● **PROVIDED MATERIAL**:
+-------+

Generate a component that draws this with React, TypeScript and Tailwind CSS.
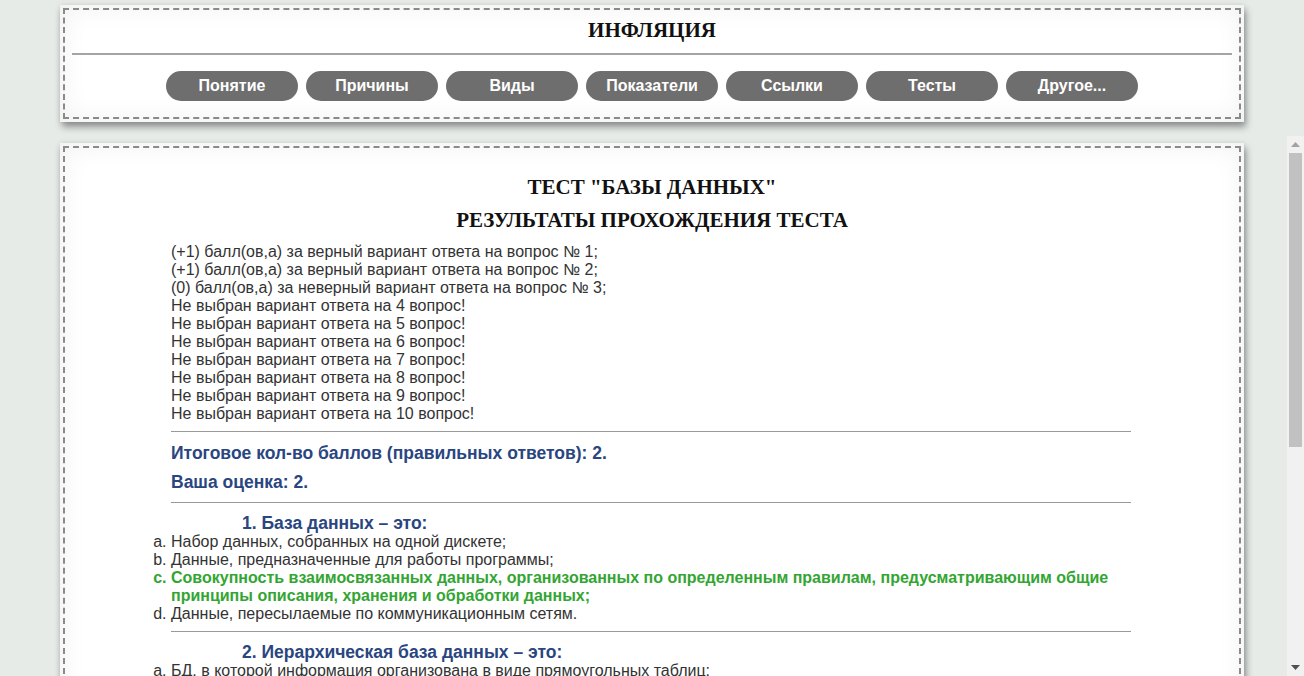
const navItems = ['Понятие', 'Причины', 'Виды', 'Показатели', 'Ссылки', 'Тесты', 'Другое...']

const resultLines = [
  '(+1) балл(ов,а) за верный вариант ответа на вопрос № 1;',
  '(+1) балл(ов,а) за верный вариант ответа на вопрос № 2;',
  '(0) балл(ов,а) за неверный вариант ответа на вопрос № 3;',
  'Не выбран вариант ответа на 4 вопрос!',
  'Не выбран вариант ответа на 5 вопрос!',
  'Не выбран вариант ответа на 6 вопрос!',
  'Не выбран вариант ответа на 7 вопрос!',
  'Не выбран вариант ответа на 8 вопрос!',
  'Не выбран вариант ответа на 9 вопрос!',
  'Не выбран вариант ответа на 10 вопрос!',
]

type Question = { title: string; options: string[]; correct: number }

const questions: Question[] = [
  {
    title: '1. База данных – это:',
    options: [
      'Набор данных, собранных на одной дискете;',
      'Данные, предназначенные для работы программы;',
      'Совокупность взаимосвязанных данных, организованных по определенным правилам, предусматривающим общие принципы описания, хранения и обработки данных;',
      'Данные, пересылаемые по коммуникационным сетям.',
    ],
    correct: 2,
  },
  {
    title: '2. Иерархическая база данных – это:',
    options: [
      'БД, в которой информация организована в виде прямоугольных таблиц;',
      'БД, в которой элементы в записи упорядочены, т.е. один элемент считается главным, остальные подчиненными;',
      'БД, в которой записи расположены в произвольном порядке;',
      'БД, в которой существует возможность устанавливать дополнительно к вертикальным иерархическим связям горизонтальные связи.',
    ],
    correct: 1,
  },
  {
    title: '3. Реляционная база данных – это:',
    options: [
      'БД, в которой информация организована в виде прямоугольных таблиц;',
      'БД, в которой элементы в записи упорядочены;',
      'БД, в которой записи расположены в произвольном порядке;',
      'БД, в которой принята свободная связь между элементами разных уровней.',
    ],
    correct: 0,
  },
]

const panel =
  'ml-[60px] w-[1184px] bg-white p-[3px] shadow-[inset_0_0_28px_rgba(0,0,0,0.07),2px_5px_7px_rgba(0,0,0,0.38),0_0_6px_rgba(0,0,0,0.08)]'

const serifTitle = "text-center font-['Liberation_Serif','Times_New_Roman',serif] text-[21px] leading-[24px] font-bold text-[#111]"

function Scrollbar() {
  return (
    <div className="flex w-[17px] shrink-0 flex-col bg-[#f1f1f1]">
      <div className="flex h-[17px] items-center justify-center">
        <svg width="9" height="5" viewBox="0 0 9 5">
          <path d="M0 5 L4.5 0 L9 5 Z" fill="#a3a3a3" />
        </svg>
      </div>
      <div className="mx-[2px] h-[294px] bg-[#c1c1c1]" />
      <div className="flex-1" />
      <div className="flex h-[17px] items-center justify-center">
        <svg width="9" height="5" viewBox="0 0 9 5">
          <path d="M0 0 L9 0 L4.5 5 Z" fill="#505050" />
        </svg>
      </div>
    </div>
  )
}

export default function App() {
  return (
    <div className="flex h-[676px] flex-col overflow-hidden bg-[#e6ebe8] font-['Liberation_Sans',Arial,sans-serif]">
      {/* Fixed header */}
      <header className="shrink-0 pt-[5px] pb-[14px]">
        <div className={panel + ' h-[117px]'}>
          <div className="flex h-full flex-col border-2 border-dashed border-[#8a8a8a]">
            <h1 className={serifTitle + ' pt-[8px]'}>ИНФЛЯЦИЯ</h1>
            <div className="mx-[7px] mt-[11px] h-[2px] bg-[#a4a4a4]" />
            <nav className="mt-[16px] flex justify-center gap-[8px]">
              {navItems.map((item) => (
                <a
                  key={item}
                  href="#"
                  className="flex h-[30px] w-[132px] items-center justify-center rounded-[15px] bg-[#6e6e6e] text-[16px] font-bold text-white"
                >
                  {item}
                </a>
              ))}
            </nav>
          </div>
        </div>
      </header>

      {/* Content area with its scrollbar */}
      <div className="flex min-h-0 flex-1">
        <main className="min-w-0 flex-1 overflow-hidden">
          <div className={panel + ' mt-[7px] mb-[16px]'}>
            <div className="border-2 border-dashed border-[#8a8a8a] pt-[27px] pb-[30px]">
              <h2 className={serifTitle}>ТЕСТ "БАЗЫ ДАННЫХ"</h2>
              <h2 className={serifTitle + ' mt-[9px]'}>РЕЗУЛЬТАТЫ ПРОХОЖДЕНИЯ ТЕСТА</h2>

              <div className="mx-auto mt-[11px] w-[962px]">
                <div className="text-[16px] leading-[18px] text-[#333]">
                  {resultLines.map((line) => (
                    <div key={line}>{line}</div>
                  ))}
                </div>

                <hr className="mt-[8px] mr-[2px] border-t border-[#999]" />
                <p className="mt-[11px] text-[17.5px] leading-[20px] font-bold text-[#2a4680]">
                  Итоговое кол-во баллов (правильных ответов): 2.
                </p>
                <p className="mt-[9px] text-[17.5px] leading-[20px] font-bold text-[#2a4680]">Ваша оценка: 2.</p>
                <hr className="mt-[10px] mr-[2px] border-t border-[#999]" />

                {questions.map((q, qi) => (
                  <div key={q.title}>
                    {qi > 0 && <hr className="mt-[8px] mr-[2px] border-t border-[#999]" />}
                    <h3 className="mt-[10px] pl-[71px] text-[17.5px] leading-[20px] font-bold text-[#2a4680]">{q.title}</h3>
                    <ol className="list-[lower-alpha] text-[16px] leading-[18px] text-[#333]">
                      {q.options.map((opt, oi) => (
                        <li key={opt} className={oi === q.correct ? 'font-bold text-[#33a532]' : ''}>
                          {opt}
                        </li>
                      ))}
                    </ol>
                  </div>
                ))}
              </div>
            </div>
          </div>
        </main>
        <Scrollbar />
      </div>
    </div>
  )
}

+-------+

● **PROBLEM DETAILS**:
Reproduce the material above verbatim; omit every picture.

● **SOLVED EXERCISE**:
Generate a component that draws this with React, TypeScript and Tailwind CSS.
const navItems = ['Понятие', 'Причины', 'Виды', 'Показатели', 'Ссылки', 'Тесты', 'Другое...']

const resultLines = [
  '(+1) балл(ов,а) за верный вариант ответа на вопрос № 1;',
  '(+1) балл(ов,а) за верный вариант ответа на вопрос № 2;',
  '(0) балл(ов,а) за неверный вариант ответа на вопрос № 3;',
  'Не выбран вариант ответа на 4 вопрос!',
  'Не выбран вариант ответа на 5 вопрос!',
  'Не выбран вариант ответа на 6 вопрос!',
  'Не выбран вариант ответа на 7 вопрос!',
  'Не выбран вариант ответа на 8 вопрос!',
  'Не выбран вариант ответа на 9 вопрос!',
  'Не выбран вариант ответа на 10 вопрос!',
]

type Question = { title: string; options: string[]; correct: number }

const questions: Question[] = [
  {
    title: '1. База данных – это:',
    options: [
      'Набор данных, собранных на одной дискете;',
      'Данные, предназначенные для работы программы;',
      'Совокупность взаимосвязанных данных, организованных по определенным правилам, предусматривающим общие принципы описания, хранения и обработки данных;',
      'Данные, пересылаемые по коммуникационным сетям.',
    ],
    correct: 2,
  },
  {
    title: '2. Иерархическая база данных – это:',
    options: [
      'БД, в которой информация организована в виде прямоугольных таблиц;',
      'БД, в которой элементы в записи упорядочены, т.е. один элемент считается главным, остальные подчиненными;',
      'БД, в которой записи расположены в произвольном порядке;',
      'БД, в которой существует возможность устанавливать дополнительно к вертикальным иерархическим связям горизонтальные связи.',
    ],
    correct: 1,
  },
  {
    title: '3. Реляционная база данных – это:',
    options: [
      'БД, в которой информация организована в виде прямоугольных таблиц;',
      'БД, в которой элементы в записи упорядочены;',
      'БД, в которой записи расположены в произвольном порядке;',
      'БД, в которой принята свободная связь между элементами разных уровней.',
    ],
    correct: 0,
  },
]

const panel =
  'ml-[60px] w-[1184px] bg-white p-[3px] shadow-[inset_0_0_28px_rgba(0,0,0,0.07),2px_5px_7px_rgba(0,0,0,0.38),0_0_6px_rgba(0,0,0,0.08)]'

const serifTitle = "text-center font-['Liberation_Serif','Times_New_Roman',serif] text-[21px] leading-[24px] font-bold text-[#111]"

function Scrollbar() {
  return (
    <div className="flex w-[17px] shrink-0 flex-col bg-[#f1f1f1]">
      <div className="flex h-[17px] items-center justify-center">
        <svg width="9" height="5" viewBox="0 0 9 5">
          <path d="M0 5 L4.5 0 L9 5 Z" fill="#a3a3a3" />
        </svg>
      </div>
      <div className="mx-[2px] h-[294px] bg-[#c1c1c1]" />
      <div className="flex-1" />
      <div className="flex h-[17px] items-center justify-center">
        <svg width="9" height="5" viewBox="0 0 9 5">
          <path d="M0 0 L9 0 L4.5 5 Z" fill="#505050" />
        </svg>
      </div>
    </div>
  )
}

export default function App() {
  return (
    <div className="flex h-[676px] flex-col overflow-hidden bg-[#e6ebe8] font-['Liberation_Sans',Arial,sans-serif]">
      {/* Fixed header */}
      <header className="shrink-0 pt-[5px] pb-[14px]">
        <div className={panel + ' h-[117px]'}>
          <div className="flex h-full flex-col border-2 border-dashed border-[#8a8a8a]">
            <h1 className={serifTitle + ' pt-[8px]'}>ИНФЛЯЦИЯ</h1>
            <div className="mx-[7px] mt-[11px] h-[2px] bg-[#a4a4a4]" />
            <nav className="mt-[16px] flex justify-center gap-[8px]">
              {navItems.map((item) => (
                <a
                  key={item}
                  href="#"
                  className="flex h-[30px] w-[132px] items-center justify-center rounded-[15px] bg-[#6e6e6e] text-[16px] font-bold text-white"
                >
                  {item}
                </a>
              ))}
            </nav>
          </div>
        </div>
      </header>

      {/* Content area with its scrollbar */}
      <div className="flex min-h-0 flex-1">
        <main className="min-w-0 flex-1 overflow-hidden">
          <div className={panel + ' mt-[7px] mb-[16px]'}>
            <div className="border-2 border-dashed border-[#8a8a8a] pt-[27px] pb-[30px]">
              <h2 className={serifTitle}>ТЕСТ "БАЗЫ ДАННЫХ"</h2>
              <h2 className={serifTitle + ' mt-[9px]'}>РЕЗУЛЬТАТЫ ПРОХОЖДЕНИЯ ТЕСТА</h2>

              <div className="mx-auto mt-[11px] w-[962px]">
                <div className="text-[16px] leading-[18px] text-[#333]">
                  {resultLines.map((line) => (
                    <div key={line}>{line}</div>
                  ))}
                </div>

                <hr className="mt-[8px] mr-[2px] border-t border-[#999]" />
                <p className="mt-[11px] text-[17.5px] leading-[20px] font-bold text-[#2a4680]">
                  Итоговое кол-во баллов (правильных ответов): 2.
                </p>
                <p className="mt-[9px] text-[17.5px] leading-[20px] font-bold text-[#2a4680]">Ваша оценка: 2.</p>
                <hr className="mt-[10px] mr-[2px] border-t border-[#999]" />

                {questions.map((q, qi) => (
                  <div key={q.title}>
                    {qi > 0 && <hr className="mt-[8px] mr-[2px] border-t border-[#999]" />}
                    <h3 className="mt-[10px] pl-[71px] text-[17.5px] leading-[20px] font-bold text-[#2a4680]">{q.title}</h3>
                    <ol className="list-[lower-alpha] text-[16px] leading-[18px] text-[#333]">
                      {q.options.map((opt, oi) => (
                        <li key={opt} className={oi === q.correct ? 'font-bold text-[#33a532]' : ''}>
                          {opt}
                        </li>
                      ))}
                    </ol>
                  </div>
                ))}
              </div>
            </div>
          </div>
        </main>
        <Scrollbar />
      </div>
    </div>
  )
}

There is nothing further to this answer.